In Environment Variables key CHESS_GAMES__DESTINATION__CREDENTIALS__PASSWORD was not found.
In Environment Variables key CHESS_GAMES__CREDENTIALS__PASSWORD was not found.
In secrets.toml key chess_games.destination.postgres.credentials.password was not found.
In secrets.toml key chess_games.destination.credentials.password was not found.
In secrets.toml key chess_games.credentials.password was not found.
In Environment Variables key DESTINATION__POSTGRES__CREDENTIALS__PASSWORD was not found.
In Environment Variables key DESTINATION__CREDENTIALS__PASSWORD was not found.
In Environment Variables key CREDENTIALS__PASSWORD was not found.
In secrets.toml key destination.postgres.credentials.password was not found.
In secrets.toml key destination.credentials.password was not found.
In secrets.toml key credentials.password was not found.

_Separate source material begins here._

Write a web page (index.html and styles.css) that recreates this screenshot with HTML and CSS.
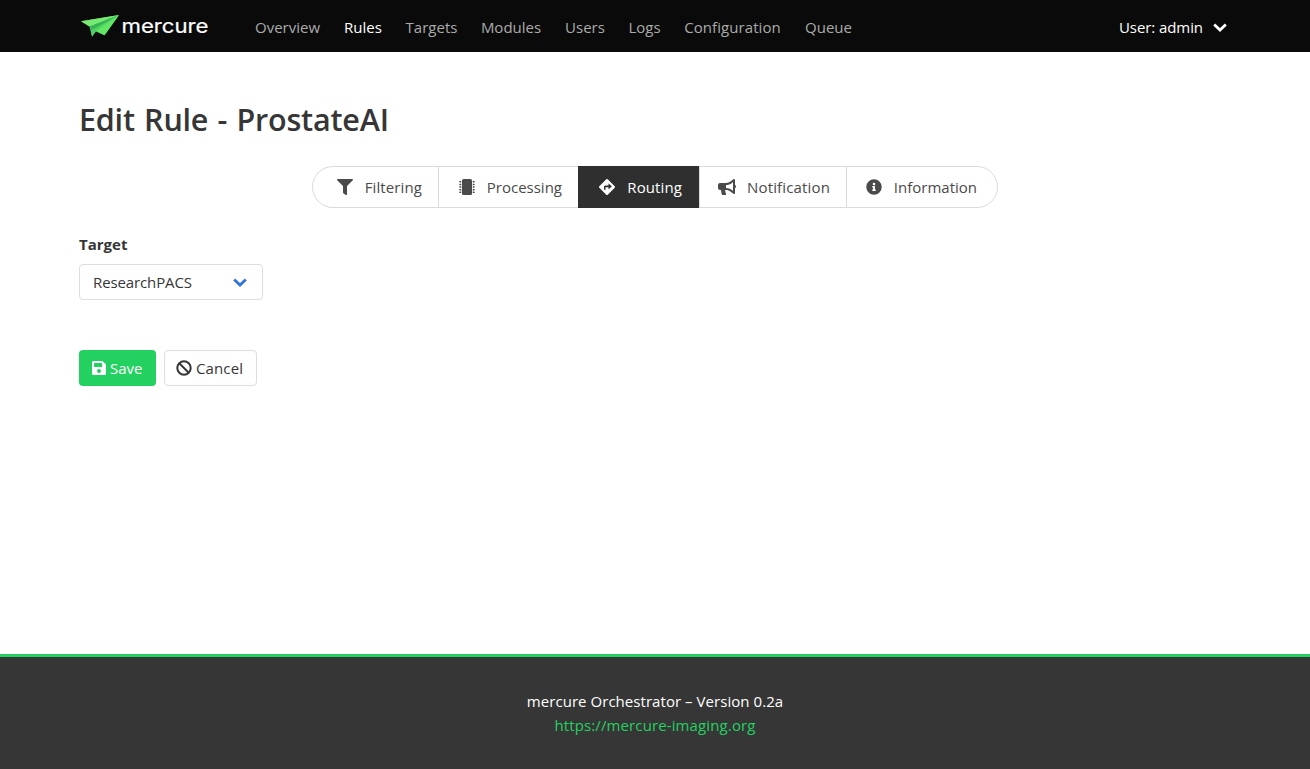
FILE: index.html
```html
<!DOCTYPE html>
<html lang="en">
<head>
<meta charset="utf-8">
<title>mercure</title>
<link rel="stylesheet" href="styles.css">
</head>
<body>
<header class="navbar">
  <a class="brand">
    <svg width="130" height="26" viewBox="0 0 130 26">
      <path d="M2 8.200 10.500 13.500 13 23.800 17 18.500 25.500 22.300 40 2z" fill="#4fd45c"/>
      <path d="M2 8.200 40 2 10.500 13.500z" fill="#78ea74"/>
      <path d="M10.500 13.500 40 2 12.500 17z" fill="#35b356"/>
      <path d="M12.500 17 17 15 13 23.800z" fill="#55c977"/>
      <path d="M17 18 40 2 25.500 22.300z" fill="#62e566"/>
      <text class="brand-text" x="42.500" y="20" textLength="87" lengthAdjust="spacingAndGlyphs">mercure</text>
    </svg>
  </a>
  <nav class="menu">
    <a class="item overview">Overview</a>
    <a class="item rules active">Rules</a>
    <a class="item targets">Targets</a>
    <a class="item modules">Modules</a>
    <a class="item users">Users</a>
    <a class="item logs">Logs</a>
    <a class="item configuration">Configuration</a>
    <a class="item queue">Queue</a>
  </nav>
  <div class="user"><span class="user-name">User: admin</span>
    <svg class="chevron" width="14" height="9" viewBox="0 0 14 9"><path d="M1.200 1.500 7 7l5.800-5.500"/></svg>
  </div>
</header>
<main class="content">
  <h1 class="title">Edit Rule - ProstateAI</h1>
  <div class="tabs">
    <a class="tab filtering"><svg width="16" height="16" viewBox="0 0 512 512"><path d="M488 0H24C3 0-8 26 7 41l185 185v206c0 8 4 15 10 20l80 56c16 11 38 0 38-20V226L505 41c15-15 4-41-17-41z"/></svg><span>Filtering</span></a>
    <a class="tab processing"><svg width="16" height="16" viewBox="0 0 512 512"><path d="M416 48v416a48 48 0 0 1-48 48H144a48 48 0 0 1-48-48V48a48 48 0 0 1 48-48h224a48 48 0 0 1 48 48z"/><path d="M72 64v48H20V96H0V80h20V64zm0 84v48H20v-16H0v-16h20v-16zm0 84v48H20v-16H0v-16h20v-16zm0 84v48H20v-16H0v-16h20v-16zm0 84v48H20v-16H0v-16h20v-16zM440 64v48h52V96h20V80h-20V64zm0 84v48h52v-16h20v-16h-20v-16zm0 84v48h52v-16h20v-16h-20v-16zm0 84v48h52v-16h20v-16h-20v-16zm0 84v48h52v-16h20v-16h-20v-16z"/></svg><span>Processing</span></a>
    <a class="tab routing active"><svg width="16" height="16" viewBox="0 0 512 512"><path fill-rule="evenodd" d="M503 234 278 9a32 32 0 0 0-45 0L9 234a32 32 0 0 0 0 45l225 224a32 32 0 0 0 45 0l224-224a32 32 0 0 0 0-45zm-102 12-84 77c-5 5-13 1-13-6v-53h-96v72c0 4-4 8-8 8h-32c-4 0-8-4-8-8v-80c0-27 21-48 48-48h96v-53c0-7 8-11 13-6l84 78c4 5 4 13 0 18z"/></svg><span>Routing</span></a>
    <a class="tab notification"><svg width="18" height="16" viewBox="0 0 576 512"><path fill-rule="evenodd" d="M576 240c0-24-13-44-32-55V32c0-9-7-32-32-32-7 0-14 2-20 7l-85 68c-43 34-96 53-151 53H64c-35 0-64 29-64 64v96c0 35 29 64 64 64h34c-2 50 8 94 28 142 5 11 17 18 29 18h75c26 0 42-30 26-51-17-22-26-49-26-77 0-11 2-22 5-32h21c55 0 108 19 151 53l85 68c6 5 13 7 20 7 25 0 32-22 32-32V295c19-11 32-31 32-55zm-96 141-33-27c-54-43-122-66-191-66v-96c69 0 137-23 191-66l33-27z"/></svg><span>Notification</span></a>
    <a class="tab information"><svg width="16" height="16" viewBox="0 0 512 512"><path fill-rule="evenodd" d="M256 8a248 248 0 1 0 0 496 248 248 0 0 0 0-496zm0 110a42 42 0 1 1 0 84 42 42 0 0 1 0-84zm56 254c0 7-5 12-12 12h-88c-7 0-12-5-12-12v-24c0-7 5-12 12-12h12v-64h-12c-7 0-12-5-12-12v-24c0-7 5-12 12-12h64c7 0 12 5 12 12v100h12c7 0 12 5 12 12z"/></svg><span>Information</span></a>
  </div>
  <div class="label">Target</div>
  <div class="select"><span>ResearchPACS</span>
    <svg class="chevron" width="14" height="9" viewBox="0 0 14 9"><path d="M1.200 1.500 7 7l5.800-5.500"/></svg>
  </div>
  <div class="buttons">
    <a class="button save"><svg width="14" height="16" viewBox="0 0 448 512"><path fill-rule="evenodd" d="m434 130-84-84a48 48 0 0 0-34-14H48a48 48 0 0 0-48 48v352a48 48 0 0 0 48 48h352a48 48 0 0 0 48-48V164a48 48 0 0 0-14-34zM224 416a64 64 0 1 1 0-128 64 64 0 0 1 0 128zm96-304.500V212c0 7-5 12-12 12H76c-7 0-12-5-12-12V108c0-7 5-12 12-12h228.500z"/></svg><span>Save</span></a>
    <a class="button cancel"><svg width="16" height="16" viewBox="0 0 16 16"><circle cx="8" cy="8" r="6.700"/><path d="m3.300 3.300 9.400 9.400"/></svg><span>Cancel</span></a>
  </div>
</main>
<footer class="footer">
  <div class="version">mercure Orchestrator – Version 0.2a</div>
  <a class="link">https://mercure-imaging.org</a>
</footer>
</body>
</html>
```
FILE: styles.css
```css
* { box-sizing: border-box; }
body {
  margin: 0;
  height: 769px;
  display: flex;
  flex-direction: column;
  background: #fff;
  color: #363636;
  font: 15px/24px "Open Sans", "Noto Sans", sans-serif;
  overflow: hidden;
}
.navbar {
  height: 52px;
  flex: none;
  display: flex;
  align-items: center;
  padding: 2px 83px 0 79px;
  background: #0a0a0a;
  color: #fff;
}
.brand { width: 164px; height: 26px; margin-top: -3px; }
.brand svg { display: block; }
.brand-text { font: 400 20px Inter, sans-serif; fill: #fff; stroke: #fff; stroke-width: 0.200; }
.menu { display: flex; flex: 1; color: #aaa; }
.item { text-align: center; white-space: nowrap; }
.item.active { color: #fff; }
.overview { width: 89px; }
.rules { width: 62px; }
.targets { width: 75px; }
.modules { width: 84px; }
.users { width: 64px; }
.logs { width: 55px; }
.configuration { width: 121px; letter-spacing: 0.080px; }
.queue { width: 71px; }
.user { display: flex; align-items: center; gap: 10px; }
.user-name { letter-spacing: -0.080px; }
.chevron path { fill: none; stroke: currentColor; stroke-width: 2.800; }
.content { flex: 1; padding: 45px 79px 0; }
.title {
  margin: 0;
  font-size: 30.500px;
  line-height: 44px;
  font-weight: 600;
  letter-spacing: -0.200px;
  word-spacing: 1.600px;
}
.tabs {
  display: flex;
  width: 686px;
  height: 42px;
  margin: 25px auto 0;
  color: #4a4a4a;
}
.tab {
  display: flex;
  align-items: center;
  border: 1px solid #dbdbdb;
  border-right: 0;
  white-space: nowrap;
}
.tab svg { fill: currentColor; flex: none; }
.tab span { margin-left: auto; }
.filtering { width: 126px; padding: 0 16px 0 24px; border-radius: 21px 0 0 21px; letter-spacing: 0.100px; }
.processing { width: 140px; padding: 0 16px 0 20px; }
.routing { width: 121px; padding: 0 17px 0 20px; letter-spacing: 0.100px; }
.notification { width: 147px; padding: 0 16px 0 18px; letter-spacing: 0.150px; }
.information { width: 152px; padding: 0 20px 0 19px; border-right: 1px solid #dbdbdb; border-radius: 0 21px 21px 0; }
.tab.active { background: #2f2f2f; border-color: #2f2f2f; color: #fff; }
.label { margin-top: 24px; font-weight: 700; }
.select {
  display: flex;
  align-items: center;
  justify-content: space-between;
  width: 184px;
  height: 36px;
  margin-top: 8px;
  padding: 0 15px 0 13px;
  border: 1px solid #dedede;
  border-radius: 4px;
  letter-spacing: -0.120px;
}
.select .chevron { color: #3273dc; }
.buttons { display: flex; gap: 8px; margin-top: 50px; }
.button { display: flex; align-items: center; gap: 4px; height: 36px; border-radius: 4px; }
.save { width: 77px; padding-left: 13px; background: #23d160; color: #fff; }
.save svg { fill: #fff; }
.cancel { width: 93px; padding-left: 11px; border: 1px solid #dedede; letter-spacing: 0.120px; }
.cancel svg { fill: none; stroke: #363636; stroke-width: 2; }
.footer {
  height: 115px;
  flex: none;
  padding-top: 32px;
  border-top: 3px solid #23d160;
  background: #363636;
  color: #fff;
  text-align: center;
}
.version { letter-spacing: 0.050px; }
.link { color: #23d160; letter-spacing: 0.120px; }
```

Please refer to https://dlthub.com/docs/general-usage/credentials/ for more information
This error message shows exactly:
- Which field is missing (
password
in this case) - All the keys and locations
dlt
checked, in order of priority - That it first looked with the pipeline name (
chess_games
) prefix, then without it - That it searched environment variables first, then
secrets.toml
Note that config.toml
wasn't checked since it's not appropriate for storing secrets.